People love it! We also give workshops so that people can paint. I make all sorts of things, and it’s very hard to answer when people ask me what I do. People are hiring me more to do demonstrations, sell products or participate in workshops. It’s very interesting because I’ve diversified the services I offer. It transcends the idea of just painting.
You’ve also got to get involved in things. When I go to meetings about Costa Rican heritage in San José, it’s nice to see neighbors from Sarchí such as Lidilia Arias Chaverri, who works at the National Museum and wrote a book about the Sarchí painting.
There’s also Giselle Chang, who was the one who did the research so that UNESCO would declare the boyeo (the tradition of oxcart work) and oxcarts as part of World Heritage. Imagine the type of knowledge you acquire from these meetings.

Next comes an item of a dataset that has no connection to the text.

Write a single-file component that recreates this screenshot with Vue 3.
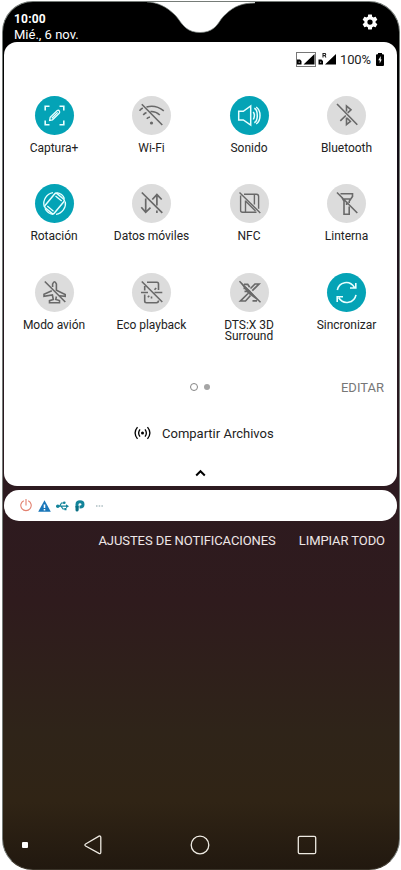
<script setup>
const tiles = [
  { id: 'capture', label: 'Captura+', on: true },
  { id: 'wifi', label: 'Wi-Fi' },
  { id: 'sound', label: 'Sonido', on: true },
  { id: 'bluetooth', label: 'Bluetooth' },
  { id: 'rotate', label: 'Rotación', on: true },
  { id: 'data', label: 'Datos móviles' },
  { id: 'nfc', label: 'NFC' },
  { id: 'torch', label: 'Linterna' },
  { id: 'plane', label: 'Modo avión' },
  { id: 'eco', label: 'Eco playback' },
  { id: 'dts', label: 'DTS:X 3D Surround' },
  { id: 'sync', label: 'Sincronizar', on: true },
]
</script>

<template>
  <main class="phone">
    <svg class="notch" viewBox="0 0 120 33" aria-hidden="true">
      <path d="M7 0V1C17 1 27 6 35 14C39 18 41 23 46 27C53 33 67 33 74 27C79 23 80 18 86 13C94 5 103 2 115 2V0Z" fill="#fff" />
      <path d="M7 1C17 1 27 6 35 14C39 18 41 23 46 27C53 33 67 33 74 27C79 23 80 18 86 13C94 5 103 2 115 2" fill="none" stroke="#77807b" stroke-width=".7" />
    </svg>

    <header class="top">
      <div>
        <div class="time">10:00</div>
        <div class="date">Mié., 6 nov.</div>
      </div>
      <svg class="gear" width="18" height="18" viewBox="0 0 24 24">
        <path fill="#fff" d="M19.43 12.98c.04-.32.07-.64.07-.98s-.03-.66-.07-.98l2.11-1.65c.19-.15.24-.42.12-.64l-2-3.46c-.12-.22-.39-.3-.61-.22l-2.49 1c-.52-.4-1.08-.73-1.69-.98l-.38-2.65C14.46 2.18 14.25 2 14 2h-4c-.25 0-.46.18-.49.42l-.38 2.65c-.61.25-1.17.59-1.69.98l-2.49-1c-.23-.09-.49 0-.61.22l-2 3.46c-.13.22-.07.49.12.64l2.11 1.65c-.04.32-.07.65-.07.98s.03.66.07.98l-2.11 1.65c-.19.15-.24.42-.12.64l2 3.46c.12.22.39.3.61.22l2.49-1c.52.4 1.08.73 1.69.98l.38 2.65c.03.24.24.42.49.42h4c.25 0 .46-.18.49-.42l.38-2.65c.61-.25 1.17-.59 1.69-.98l2.49 1c.23.09.49 0 .61-.22l2-3.46c.12-.22.07-.49-.12-.64zM12 15.5A3.5 3.5 0 1 1 12 8.500a3.500 3.500 0 0 1 0 7z" />
      </svg>
    </header>

    <section class="panel">
      <div class="status">
        <svg width="41" height="16" viewBox="0 0 41 16">
          <rect x=".5" y="1.500" width="19" height="14" fill="none" stroke="#777" />
          <path d="M7.500 13.500L18.500 3V13.500ZM29 13.500L40 3V13.500Z" />
          <path d="M1 8.500H4L5.500 10V13.500H1ZM22.500 8.500H25.500L27 10V13.500H22.500Z" />
          <path d="M2.700 10.500H3.700V12H2.700ZM24.200 10.500H25.200V12H24.200Z" fill="#aaa" />
          <path d="M27 6.500V2.500H29.200Q30.200 3.500 29.200 4.500H27M28.700 4.500L30 6.500" fill="none" stroke="#222" stroke-width="1.100" />
        </svg>
        <span>100%</span>
        <svg width="8" height="13" viewBox="0 0 8 13">
          <path d="M2 1.300V0H6V1.300H7Q8 1.300 8 2.300V12Q8 13 7 13H1Q0 13 0 12V2.300Q0 1.300 1 1.300Z" />
          <path d="M4.700 3L2.300 7.300H3.700V10.500L5.700 6.500H4.700Z" fill="#fff" />
        </svg>
      </div>

      <div class="grid">
        <div v-for="t in tiles" :key="t.id" class="tile">
          <div class="disc" :class="{ on: t.on }">
            <svg width="39" height="39" viewBox="0 0 39 39" class="glyph">
              <g v-if="t.id === 'capture'">
                <path d="M10.200 14.500V10.200H14.500M24.500 10.200H28.800V14.500M28.800 24.500V28.800H24.500M14.500 28.800H10.200V24.500" stroke-width="1.600" />
                <path d="M14.600 24.500L15.200 21.200L22.200 14.500Q23.700 13.800 24.500 15.300Q25 16.300 24.200 17.200L17.500 23.800ZM16.800 22.200L22.700 16.400" />
              </g>
              <g v-else-if="t.id === 'wifi'">
                <path d="M7.500 14.800Q9 13 10.800 12M14.500 11Q23.500 8.300 31.800 14.800M11.200 19Q12.600 17.300 14.500 16.500M18.500 15.500Q23.500 15 27.800 19M14.800 22.800Q16 21.300 18 21M9.800 8.300L30.300 29" stroke-width="1.600" />
                <circle cx="19.500" cy="27" r="1.600" class="solid" />
              </g>
              <g v-else-if="t.id === 'sound'" stroke-width="1.500">
                <path d="M8.700 15.300H13.300L20.700 10V29L13.300 23.900H8.700ZM23.300 15.800Q25.500 19.500 23.300 23.500M24.300 12.300C28.300 14 28.300 25 24.300 26.700M26.200 11C31.300 14.500 31.300 24.500 26.200 28" />
              </g>
              <g v-else-if="t.id === 'bluetooth'">
                <path d="M10 8L30.300 28.800M19.500 15.500V10L24 13.800L20.700 16.800M18.800 19.500L13.300 24.800M19.500 21.500V28.600L23.400 25.400L20 22" stroke-width="1.600" />
              </g>
              <g v-else-if="t.id === 'rotate'">
                <rect x="13.500" y="10.300" width="12" height="18.400" rx="1.600" transform="rotate(40 19.500 19.500)" stroke-width="1.500" />
                <path d="M20.500 12L26.700 17.100M12.300 22L18.500 27.200M18 8.700A11 11 0 0 0 9.200 22.500M21.500 8.700Q27.500 9.500 29.500 14.800M30.300 17.500A11 11 0 0 1 21 30.300M10 24.500Q12.500 29.700 18 30.300" />
              </g>
              <g v-else-if="t.id === 'data'">
                <path d="M9.800 8.500L30.300 28.800M13.700 14.500V27.700M9.300 23.200L13.700 28.300L18.500 23.700M24.900 11V21.500M20.300 15.500L24.900 10.600L29.700 15.500M24.900 26.500V29" stroke-width="1.700" />
              </g>
              <g v-else-if="t.id === 'nfc'">
                <path d="M9.500 8.500L30.300 29M14 10.200H26.500Q28.600 10.200 28.600 12.500V24.800M10.600 11.500V26.500Q10.600 28.200 12.500 28.200H26.500M15.500 16.500V28M24.400 10.500V20.500M15.500 17L25.500 27" stroke-width="1.400" />
              </g>
              <g v-else-if="t.id === 'torch'">
                <path d="M10 8.500L30.300 29M13.500 9.700H25.500V12.500L22.200 17.200V19M15 13.500L17 17.200V30.300H22.200V22.500M17 15H24M19.600 17.500V21" stroke-width="1.600" />
              </g>
              <g v-else-if="t.id === 'plane'">
                <path d="M9.800 8.500L30.300 29M17.600 14V11Q19.500 6.500 21.400 11V17.300L30.200 21.500V23.400L24.500 22.700M16.800 17.800L9 21.300V23.400L17.400 22L18.300 26.500L14.500 27.700V29.800H24.500V27.500L20.800 26.500L21.400 23.500" stroke-width="1.600" />
              </g>
              <g v-else-if="t.id === 'eco'">
                <path d="M9.800 8.500L30.300 29M9 19.500H16M22.500 19.500H30.300M15 9.200H25Q26.500 9.200 26.500 11V17M12.700 13V17.500M12.700 21.500V28Q12.700 29.700 14.500 29.700H24.500Q26.500 29.700 26.500 27.500M24.200 15L22.500 16.800M15.800 24.200L17.300 22.700M19.500 23.500V25.500" stroke-width="1.600" />
              </g>
              <g v-else-if="t.id === 'dts'">
                <path d="M9.500 8.300L30.500 29.200" stroke-width="1.500" />
                <path d="M14 11.300H17.700L19.700 14.200M20.500 15.500L25 11H29L22.300 17.700M18 20.500L10.500 28H15.500L20.500 22.500M13.500 15.300H16.500M14.500 18.300H19M22.500 27.800H27" stroke-width="1.700" />
                <path d="M9 8L20 17.500L30.500 29.500L18 20.500Z" class="solid" />
              </g>
              <g v-else>
                <path d="M10.300 17C12 8.800 22.500 6.500 27.500 14.500M28.800 10V15H23M29 21.800C27.300 30.200 16.500 32.300 11.700 24.800M10.200 29V23.800H16" stroke-width="1.600" />
              </g>
            </svg>
          </div>
          <div class="label">{{ t.label }}</div>
        </div>
      </div>

      <div class="pager">
        <span class="dots"><i class="current"></i><i></i></span>
        <span class="edit">EDITAR</span>
      </div>

      <div class="share">
        <svg width="17" height="14" viewBox="0 0 17 14">
          <circle cx="8.500" cy="7" r="1.500" />
          <path d="M6 3.300Q3.300 7 6 10.700M11 3.300Q13.700 7 11 10.700M3.500 1.200Q-1.300 7 3.500 12.800M13.500 1.200Q18.300 7 13.500 12.800" fill="none" stroke="#000" stroke-width="1.300" />
        </svg>
        <span>Compartir Archivos</span>
      </div>

      <svg class="chevron" width="11" height="8" viewBox="0 0 11 8">
        <path d="M1.200 6.500L5.500 2.200L9.800 6.500" fill="none" stroke="#000" stroke-width="2" />
      </svg>
    </section>

    <section class="notices">
      <svg width="12" height="13" viewBox="0 0 12 13">
        <path d="M6 0V6.500M3.800 1.700A5.200 5.200 0 1 0 8.200 1.700" fill="none" stroke="#e2806f" stroke-width="1.100" />
      </svg>
      <svg width="13" height="12" viewBox="0 0 13 12">
        <path d="M6.500 .3L12.800 11.700H.2Z" fill="#1976b9" />
        <path d="M5.700 4.500H7.300V8H5.700ZM5.700 9H7.300V10.500H5.700Z" fill="#fff" />
      </svg>
      <svg width="13" height="10" viewBox="0 0 13 10">
        <path d="M1.500 5.200H11M3.500 5.200L5.500 2H8M5 5.200L7 8H9" fill="none" stroke="#13849a" stroke-width="1.200" />
        <circle cx="1.800" cy="5.200" r="1.800" fill="#13849a" />
        <path d="M10 3.200L13 5.200L10 7.200ZM8.500 7H10.500V9.200H8.500Z" fill="#13849a" />
        <circle cx="8.300" cy="1.800" r="1.300" fill="#13849a" />
      </svg>
      <svg width="10" height="12" viewBox="0 0 10 12">
        <path d="M2 7.500V4.500Q2 1.700 5 1.700Q8 1.700 8 4.400Q8 7 5.200 7H4.500" fill="none" stroke="#13849a" stroke-width="3" />
        <path d="M.5 6H3.700V10Q3.300 11.500 2 11.500Q.5 11.500 .5 10Z" fill="#087084" />
      </svg>
      <svg class="more" width="7" height="2" viewBox="0 0 7 2">
        <path d="M0 .5H1.500V1.500H0ZM2.700 .5H4.200V1.500H2.700ZM5.400 .5H6.900V1.500H5.400Z" fill="#849da4" />
      </svg>
    </section>

    <div class="actions">
      <span class="settings">AJUSTES DE NOTIFICACIONES</span>
      <span class="clear">LIMPIAR TODO</span>
    </div>

    <nav class="nav">
      <i class="pin"></i>
      <svg width="18" height="20" viewBox="0 0 18 20">
        <path d="M1.600 9L15 1.200Q16.800 .5 16.800 2.500V17.300Q16.800 19.200 15 18.400L1.600 11Q.2 10 1.600 9Z" />
      </svg>
      <svg width="20" height="20" viewBox="0 0 20 20"><circle cx="10" cy="10" r="8.800" /></svg>
      <svg width="20" height="20" viewBox="0 0 20 20"><rect x="1.300" y="1.300" width="17.400" height="17.400" rx="1.500" /></svg>
    </nav>
  </main>
</template>

<style>
body { background: #fff; }
</style>

<style scoped>
.phone {
  box-sizing: border-box;
  position: relative;
  display: flex;
  flex-direction: column;
  width: 398px;
  height: 869px;
  margin: 1px 1px 0 1.500px;
  padding: 0 1.500px;
  overflow: hidden;
  border: 1px solid #767c78;
  border-bottom-color: #3b3429;
  border-radius: 31px;
  background: linear-gradient(#000 0, #000 60px, #110b14 150px, #20141c 270px, #2d1a20 470px, #2f1b1d 600px, #2f2419 730px, #302415 800px, #21180f 869px);
  font-family: Roboto, "Liberation Sans", sans-serif;
  color: #222;
}
.phone > * { flex-shrink: 0; }
.notch { position: absolute; top: -1px; left: 137.500px; width: 120px; height: 33px; }
.top {
  box-sizing: border-box;
  display: flex;
  justify-content: space-between;
  height: 40px;
  padding: 10px 18px 0 10px;
  color: #fff;
}
.time { height: 15px; font-size: 12px; line-height: 15px; font-weight: 700; letter-spacing: .2px; }
.date { font-size: 13px; line-height: 16px; white-space: nowrap; }
.gear { margin-top: 1px; }
.panel {
  display: flex;
  flex-direction: column;
  box-sizing: border-box;
  height: 444px;
  border-radius: 13px;
  background: #fff;
}
.panel > * { flex-shrink: 0; }
.status {
  display: flex;
  align-items: center;
  justify-content: flex-end;
  gap: 3px;
  height: 16px;
  margin-top: 9px;
  padding-right: 13px;
  font-size: 13px;
  letter-spacing: -.1px;
}
.status svg:last-child { margin-left: 2px; }
.grid {
  display: grid;
  grid-template-columns: repeat(4, 97.500px);
  grid-auto-rows: 88.500px;
  margin: 28.500px 0 0 1.250px;
}
.tile { display: flex; flex-direction: column; align-items: center; }
.disc { width: 39px; height: 39px; flex: none; border-radius: 50%; background: #dcdcdc; color: #696969; }
.disc.on { background: #04a3b6; color: #e8ffff; }
.glyph { display: block; fill: none; stroke: currentColor; stroke-width: 1.300; }
.solid { fill: currentColor; stroke: none; }
.label { max-width: 80px; margin-top: 8px; font-size: 12px; line-height: 11px; text-align: center; letter-spacing: -.03px; }
.pager { display: grid; grid-template-columns: 1fr auto 1fr; align-items: center; height: 20px; margin-top: 16px; }
.dots { grid-column: 2; display: flex; align-items: center; gap: 6px; padding-right: 2px; }
.dots i { width: 6px; height: 6px; border-radius: 50%; background: #a5a5a5; }
.dots .current { width: 6px; height: 6px; border: 1.500px solid #858585; background: #fff; }
.edit { justify-self: end; padding-right: 13px; font-size: 13px; color: #777; }
.share { display: flex; align-items: center; gap: 11px; height: 20px; margin: 26px 0 0 130px; font-size: 13px; }
.chevron { margin: 26px 0 0 191px; }
.notices {
  box-sizing: border-box;
  display: flex;
  align-items: center;
  gap: 5.500px;
  height: 31px;
  margin-top: 4px;
  padding-left: 16px;
  border-radius: 15px;
  background: #fff;
}
.more { margin-left: 6px; }
.actions { display: flex; justify-content: flex-end; gap: 23px; height: 20px; margin-top: 10px; padding-right: 12px; font-size: 13px; line-height: 20px; color: #eee7e7; white-space: nowrap; letter-spacing: -.08px; }
.nav { display: flex; align-items: center; height: 20px; margin-top: auto; padding: 0 0 14px 18px; }
.nav svg { fill: none; stroke: #eeeae2; stroke-width: 1.300; }
.pin { width: 6px; height: 6px; margin-right: 56px; border-radius: 1px; background: #fff; }
.nav svg:nth-of-type(2) { margin-left: 87.500px; }
.nav svg:nth-of-type(3) { margin-left: 87px; }
</style>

It has been a slow process, but we have advanced a lot. A Safeguard Committee will soon be created in order to safeguard the boyeo and the oxcart.
What does it feel like to be painting something that is so representative of our country?
Extreme happiness. When I’m painting, I’m doing what I love. Painting an oxcart can be an exhausting and tedious process because there are a lot of pieces; it’s many hours and repetitive, in the sense that each wheel must be painted in the same manner.
But for those of us who love this, the simple sight of a finished piece and the expression on the customer’s face is everything. In the end, the money I get is symbolic. Watching the other person’s satisfaction is great. Their expression brightens up. The same thing happens to me because it’s the result of what I did.
Besides that, it’s not only about painting. Now that UNESCO has declared this activity as part of World Heritage, I’ve got that responsibility not only of maintaining the tradition, but also of passing it on to the new generations.
I’ve realized what this means for us. Behind a painted oxcart or yoke, there’s the series of values I mentioned before that make the Tico who he or she is.
The new generations must understand this and that their roots made this country big. The idea that Costa Rica is the happiest country is true. We must not lose these values.